*TASK OBJECTIVE*
Once the pictures are set aside, transcribe the remaining data exactly.

*DATA BLOCK*
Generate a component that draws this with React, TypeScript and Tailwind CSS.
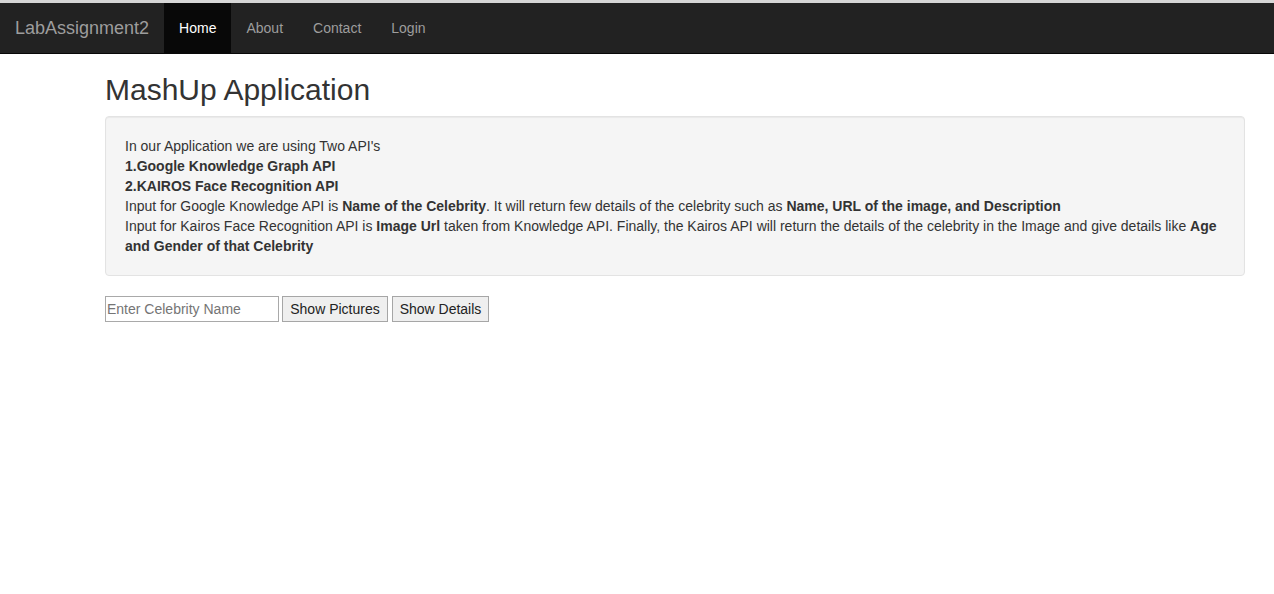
export default function App() {
  const links = ["About", "Contact", "Login"];
  return (
    <div className="min-h-screen bg-white font-['Liberation_Sans',Arial,sans-serif] text-[14px] leading-[20px] text-[#333]">
      <div className="h-[3px] bg-[#d6d6d6]" />
      <nav className="flex h-[51px] items-stretch border-b border-[#080808] bg-[#222]">
        <a className="flex items-center px-[15px] text-[18px] text-[#9d9d9d]">LabAssignment2</a>
        <a className="flex items-center bg-[#080808] px-[15px] text-white">Home</a>
        {links.map((l) => (
          <a key={l} className="flex items-center px-[15px] text-[#9d9d9d]">
            {l}
          </a>
        ))}
      </nav>

      <main className="ml-[105px] mr-[29px]">
        <h2 className="mt-[19px] mb-[10px] text-[30px] leading-[33px] font-normal">MashUp Application</h2>
        <div className="mb-[20px] rounded-[4px] border border-[#e3e3e3] bg-[#f5f5f5] p-[19px] shadow-[inset_0_1px_1px_rgba(0,0,0,0.05)]">
          <p>In our Application we are using Two API's</p>
          <p className="font-bold">1.Google Knowledge Graph API</p>
          <p className="font-bold">2.KAIROS Face Recognition API</p>
          <p>
            Input for Google Knowledge API is <b>Name of the Celebrity</b>. It will return few details of the celebrity
            such as <b>Name, URL of the image, and Description</b>
          </p>
          <p>
            Input for Kairos Face Recognition API is <b>Image Url</b> taken from Knowledge API. Finally, the Kairos API will
            return the details of the celebrity in the Image and give details like <b>Age and Gender of that Celebrity</b>
          </p>
        </div>

        <div className="flex items-center">
          <input
            placeholder="Enter Celebrity Name"
            className="h-[26px] w-[174px] border border-[#a9a9a9] bg-white px-[1px] text-[14px] text-[#333] placeholder:text-[#757575] outline-none"
          />
          <button className="ml-[3px] h-[26px] w-[106px] border border-[#a6a6a6] bg-[#efefef] text-[14px] text-[#222]">
            Show Pictures
          </button>
          <button className="ml-[4px] h-[26px] w-[97px] border border-[#a6a6a6] bg-[#efefef] text-[14px] text-[#222]">
            Show Details
          </button>
        </div>
      </main>
    </div>
  );
}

*ANSWER IN FULL*
Generate a component that draws this with React, TypeScript and Tailwind CSS.
export default function App() {
  const links = ["About", "Contact", "Login"];
  return (
    <div className="min-h-screen bg-white font-['Liberation_Sans',Arial,sans-serif] text-[14px] leading-[20px] text-[#333]">
      <div className="h-[3px] bg-[#d6d6d6]" />
      <nav className="flex h-[51px] items-stretch border-b border-[#080808] bg-[#222]">
        <a className="flex items-center px-[15px] text-[18px] text-[#9d9d9d]">LabAssignment2</a>
        <a className="flex items-center bg-[#080808] px-[15px] text-white">Home</a>
        {links.map((l) => (
          <a key={l} className="flex items-center px-[15px] text-[#9d9d9d]">
            {l}
          </a>
        ))}
      </nav>

      <main className="ml-[105px] mr-[29px]">
        <h2 className="mt-[19px] mb-[10px] text-[30px] leading-[33px] font-normal">MashUp Application</h2>
        <div className="mb-[20px] rounded-[4px] border border-[#e3e3e3] bg-[#f5f5f5] p-[19px] shadow-[inset_0_1px_1px_rgba(0,0,0,0.05)]">
          <p>In our Application we are using Two API's</p>
          <p className="font-bold">1.Google Knowledge Graph API</p>
          <p className="font-bold">2.KAIROS Face Recognition API</p>
          <p>
            Input for Google Knowledge API is <b>Name of the Celebrity</b>. It will return few details of the celebrity
            such as <b>Name, URL of the image, and Description</b>
          </p>
          <p>
            Input for Kairos Face Recognition API is <b>Image Url</b> taken from Knowledge API. Finally, the Kairos API will
            return the details of the celebrity in the Image and give details like <b>Age and Gender of that Celebrity</b>
          </p>
        </div>

        <div className="flex items-center">
          <input
            placeholder="Enter Celebrity Name"
            className="h-[26px] w-[174px] border border-[#a9a9a9] bg-white px-[1px] text-[14px] text-[#333] placeholder:text-[#757575] outline-none"
          />
          <button className="ml-[3px] h-[26px] w-[106px] border border-[#a6a6a6] bg-[#efefef] text-[14px] text-[#222]">
            Show Pictures
          </button>
          <button className="ml-[4px] h-[26px] w-[97px] border border-[#a6a6a6] bg-[#efefef] text-[14px] text-[#222]">
            Show Details
          </button>
        </div>
      </main>
    </div>
  );
}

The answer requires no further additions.